▸ **WRITTEN REQUEST**:
Write out the opening lines of the data word for word, up to and including the line with "border border-[#999b98] bg-linear-to-b", and leave every picture and every later line out.

+++ SOURCE MATERIAL +++

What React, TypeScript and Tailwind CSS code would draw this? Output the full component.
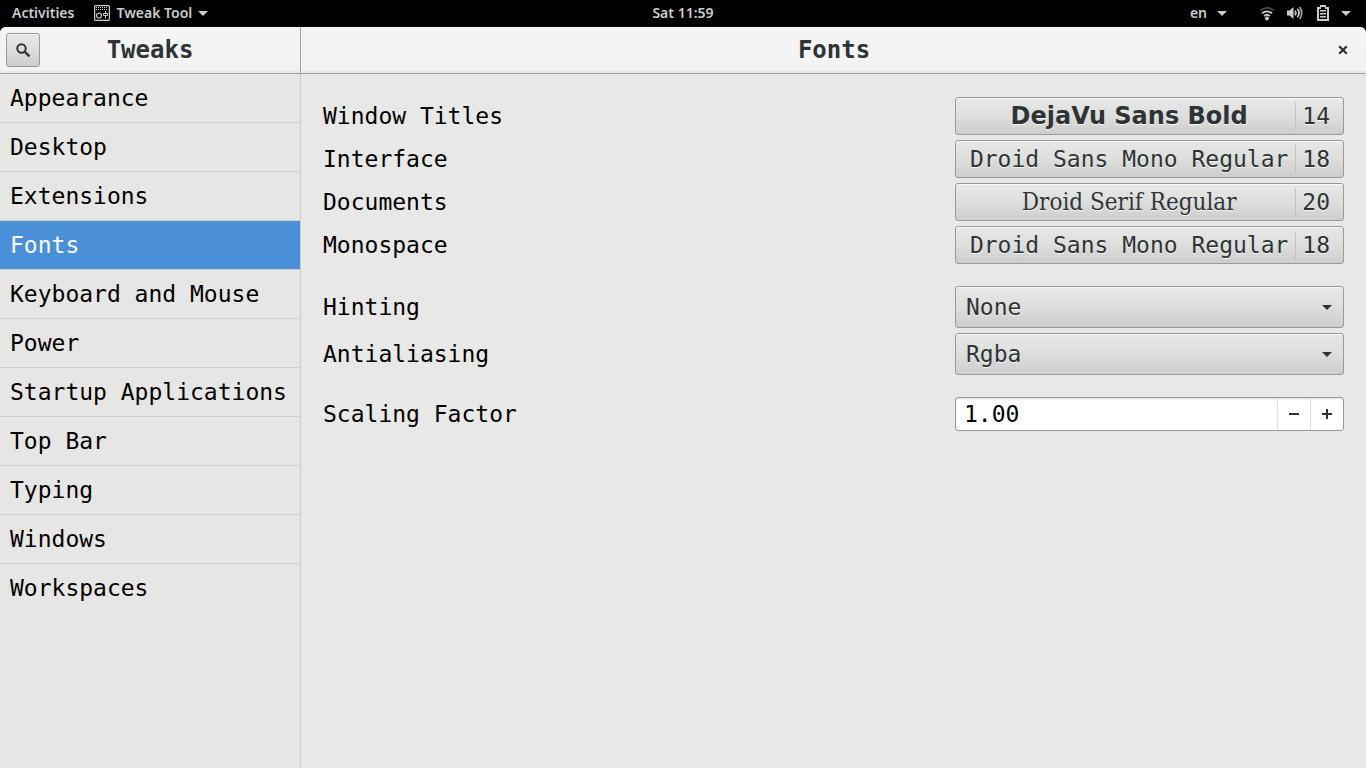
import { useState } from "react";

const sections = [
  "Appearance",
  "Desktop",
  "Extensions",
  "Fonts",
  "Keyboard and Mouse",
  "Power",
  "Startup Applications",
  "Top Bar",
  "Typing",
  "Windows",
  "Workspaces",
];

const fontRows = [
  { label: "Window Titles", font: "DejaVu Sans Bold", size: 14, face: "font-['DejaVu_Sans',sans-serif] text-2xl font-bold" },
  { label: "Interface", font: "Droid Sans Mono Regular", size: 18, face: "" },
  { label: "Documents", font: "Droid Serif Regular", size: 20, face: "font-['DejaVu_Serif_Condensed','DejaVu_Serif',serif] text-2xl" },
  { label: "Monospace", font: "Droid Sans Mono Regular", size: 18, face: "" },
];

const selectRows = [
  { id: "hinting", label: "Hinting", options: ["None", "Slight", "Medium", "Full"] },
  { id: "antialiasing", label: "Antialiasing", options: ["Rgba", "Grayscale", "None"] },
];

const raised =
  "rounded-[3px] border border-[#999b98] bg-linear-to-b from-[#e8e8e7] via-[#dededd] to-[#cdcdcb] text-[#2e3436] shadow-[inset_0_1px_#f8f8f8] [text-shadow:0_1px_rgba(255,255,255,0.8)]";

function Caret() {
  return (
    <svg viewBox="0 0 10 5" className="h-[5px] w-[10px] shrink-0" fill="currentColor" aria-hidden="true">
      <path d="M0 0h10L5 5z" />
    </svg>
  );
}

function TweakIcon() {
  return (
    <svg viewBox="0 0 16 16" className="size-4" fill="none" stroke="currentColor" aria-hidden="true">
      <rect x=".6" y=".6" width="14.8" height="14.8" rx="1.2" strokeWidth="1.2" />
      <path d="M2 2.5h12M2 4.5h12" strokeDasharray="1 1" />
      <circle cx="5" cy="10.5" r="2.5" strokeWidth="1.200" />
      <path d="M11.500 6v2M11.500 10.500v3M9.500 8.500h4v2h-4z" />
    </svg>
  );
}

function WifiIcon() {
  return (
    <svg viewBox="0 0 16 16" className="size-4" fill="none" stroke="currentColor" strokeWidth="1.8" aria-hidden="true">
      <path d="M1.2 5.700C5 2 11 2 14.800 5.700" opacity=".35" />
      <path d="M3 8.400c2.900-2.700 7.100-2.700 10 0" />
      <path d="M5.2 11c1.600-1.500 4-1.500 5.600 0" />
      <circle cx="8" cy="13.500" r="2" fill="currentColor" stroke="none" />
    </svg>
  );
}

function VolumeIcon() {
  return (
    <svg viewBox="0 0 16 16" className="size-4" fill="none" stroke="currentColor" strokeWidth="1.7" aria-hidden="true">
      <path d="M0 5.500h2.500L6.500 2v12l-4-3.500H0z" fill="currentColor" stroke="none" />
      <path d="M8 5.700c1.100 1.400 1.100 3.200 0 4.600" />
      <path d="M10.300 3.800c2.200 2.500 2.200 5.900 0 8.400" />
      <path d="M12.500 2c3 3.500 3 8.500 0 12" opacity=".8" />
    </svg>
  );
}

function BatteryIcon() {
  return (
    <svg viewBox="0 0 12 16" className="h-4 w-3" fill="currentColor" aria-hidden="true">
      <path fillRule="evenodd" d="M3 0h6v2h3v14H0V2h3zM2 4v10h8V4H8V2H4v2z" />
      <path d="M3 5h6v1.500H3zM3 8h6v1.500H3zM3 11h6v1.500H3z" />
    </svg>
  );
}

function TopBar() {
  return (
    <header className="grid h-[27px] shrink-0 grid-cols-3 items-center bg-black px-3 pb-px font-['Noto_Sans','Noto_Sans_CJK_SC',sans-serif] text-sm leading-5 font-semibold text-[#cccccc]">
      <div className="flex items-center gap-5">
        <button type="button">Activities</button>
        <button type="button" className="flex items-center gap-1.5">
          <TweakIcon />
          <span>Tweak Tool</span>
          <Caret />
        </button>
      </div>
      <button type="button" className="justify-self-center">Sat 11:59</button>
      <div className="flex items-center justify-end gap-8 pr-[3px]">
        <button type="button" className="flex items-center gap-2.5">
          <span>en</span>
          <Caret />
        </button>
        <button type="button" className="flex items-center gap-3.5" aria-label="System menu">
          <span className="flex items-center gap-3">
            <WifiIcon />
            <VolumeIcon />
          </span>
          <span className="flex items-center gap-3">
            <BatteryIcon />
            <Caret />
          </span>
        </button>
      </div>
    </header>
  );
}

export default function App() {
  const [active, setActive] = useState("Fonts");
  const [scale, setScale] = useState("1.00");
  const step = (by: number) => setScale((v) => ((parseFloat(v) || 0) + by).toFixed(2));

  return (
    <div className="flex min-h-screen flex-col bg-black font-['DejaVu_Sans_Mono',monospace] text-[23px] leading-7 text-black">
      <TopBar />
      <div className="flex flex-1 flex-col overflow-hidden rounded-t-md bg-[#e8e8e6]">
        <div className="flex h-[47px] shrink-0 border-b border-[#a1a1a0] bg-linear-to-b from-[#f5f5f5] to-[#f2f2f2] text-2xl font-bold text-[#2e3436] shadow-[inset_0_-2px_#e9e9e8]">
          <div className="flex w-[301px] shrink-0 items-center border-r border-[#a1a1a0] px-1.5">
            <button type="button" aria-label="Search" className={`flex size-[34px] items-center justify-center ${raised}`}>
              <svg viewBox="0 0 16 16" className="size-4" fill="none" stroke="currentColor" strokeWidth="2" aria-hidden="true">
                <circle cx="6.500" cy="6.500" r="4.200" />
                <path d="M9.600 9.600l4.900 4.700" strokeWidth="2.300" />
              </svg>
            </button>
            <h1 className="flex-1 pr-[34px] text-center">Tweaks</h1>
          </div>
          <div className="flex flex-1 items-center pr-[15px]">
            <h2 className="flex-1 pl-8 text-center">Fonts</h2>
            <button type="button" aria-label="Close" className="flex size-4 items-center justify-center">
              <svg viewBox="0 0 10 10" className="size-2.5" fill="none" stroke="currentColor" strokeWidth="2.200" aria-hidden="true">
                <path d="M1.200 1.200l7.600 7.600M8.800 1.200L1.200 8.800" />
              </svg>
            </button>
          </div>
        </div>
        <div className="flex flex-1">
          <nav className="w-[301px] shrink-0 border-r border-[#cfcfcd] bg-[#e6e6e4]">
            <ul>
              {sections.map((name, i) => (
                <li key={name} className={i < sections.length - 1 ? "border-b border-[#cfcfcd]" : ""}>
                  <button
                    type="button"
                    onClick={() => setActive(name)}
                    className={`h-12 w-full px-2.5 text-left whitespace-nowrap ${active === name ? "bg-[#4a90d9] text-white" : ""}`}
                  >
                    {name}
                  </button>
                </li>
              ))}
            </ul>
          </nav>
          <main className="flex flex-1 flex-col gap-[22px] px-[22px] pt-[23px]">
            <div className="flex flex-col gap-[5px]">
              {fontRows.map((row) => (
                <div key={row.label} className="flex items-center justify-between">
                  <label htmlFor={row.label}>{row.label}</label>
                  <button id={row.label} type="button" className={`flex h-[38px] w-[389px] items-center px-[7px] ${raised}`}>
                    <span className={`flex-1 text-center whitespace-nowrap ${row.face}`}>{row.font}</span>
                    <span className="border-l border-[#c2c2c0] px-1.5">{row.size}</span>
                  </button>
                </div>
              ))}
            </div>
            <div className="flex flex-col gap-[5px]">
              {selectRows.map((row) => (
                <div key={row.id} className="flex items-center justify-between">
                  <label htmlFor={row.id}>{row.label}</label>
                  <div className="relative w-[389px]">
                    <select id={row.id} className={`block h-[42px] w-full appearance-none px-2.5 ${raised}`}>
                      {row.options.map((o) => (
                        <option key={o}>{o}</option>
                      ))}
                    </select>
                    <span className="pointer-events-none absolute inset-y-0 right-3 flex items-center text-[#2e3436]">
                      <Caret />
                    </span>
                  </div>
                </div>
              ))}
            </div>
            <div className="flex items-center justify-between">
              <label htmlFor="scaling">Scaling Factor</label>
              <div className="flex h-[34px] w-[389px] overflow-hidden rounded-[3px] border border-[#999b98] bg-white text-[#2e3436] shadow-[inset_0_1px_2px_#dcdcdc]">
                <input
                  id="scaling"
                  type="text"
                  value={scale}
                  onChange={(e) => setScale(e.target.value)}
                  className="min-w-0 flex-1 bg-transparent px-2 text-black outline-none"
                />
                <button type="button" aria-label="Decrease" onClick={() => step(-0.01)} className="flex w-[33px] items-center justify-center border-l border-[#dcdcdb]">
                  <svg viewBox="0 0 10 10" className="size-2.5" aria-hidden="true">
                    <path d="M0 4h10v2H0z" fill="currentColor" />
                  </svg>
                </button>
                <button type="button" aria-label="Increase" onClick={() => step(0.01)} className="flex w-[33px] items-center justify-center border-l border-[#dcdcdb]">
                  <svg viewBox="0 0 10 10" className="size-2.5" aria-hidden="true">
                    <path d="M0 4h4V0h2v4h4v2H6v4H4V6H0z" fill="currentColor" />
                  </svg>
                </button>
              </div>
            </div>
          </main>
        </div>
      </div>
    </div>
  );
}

+++

▸ **IN RESPONSE**:
What React, TypeScript and Tailwind CSS code would draw this? Output the full component.
import { useState } from "react";

const sections = [
  "Appearance",
  "Desktop",
  "Extensions",
  "Fonts",
  "Keyboard and Mouse",
  "Power",
  "Startup Applications",
  "Top Bar",
  "Typing",
  "Windows",
  "Workspaces",
];

const fontRows = [
  { label: "Window Titles", font: "DejaVu Sans Bold", size: 14, face: "font-['DejaVu_Sans',sans-serif] text-2xl font-bold" },
  { label: "Interface", font: "Droid Sans Mono Regular", size: 18, face: "" },
  { label: "Documents", font: "Droid Serif Regular", size: 20, face: "font-['DejaVu_Serif_Condensed','DejaVu_Serif',serif] text-2xl" },
  { label: "Monospace", font: "Droid Sans Mono Regular", size: 18, face: "" },
];

const selectRows = [
  { id: "hinting", label: "Hinting", options: ["None", "Slight", "Medium", "Full"] },
  { id: "antialiasing", label: "Antialiasing", options: ["Rgba", "Grayscale", "None"] },
];

const raised =
  "rounded-[3px] border border-[#999b98] bg-linear-to-b from-[#e8e8e7] via-[#dededd] to-[#cdcdcb] text-[#2e3436] shadow-[inset_0_1px_#f8f8f8] [text-shadow:0_1px_rgba(255,255,255,0.8)]";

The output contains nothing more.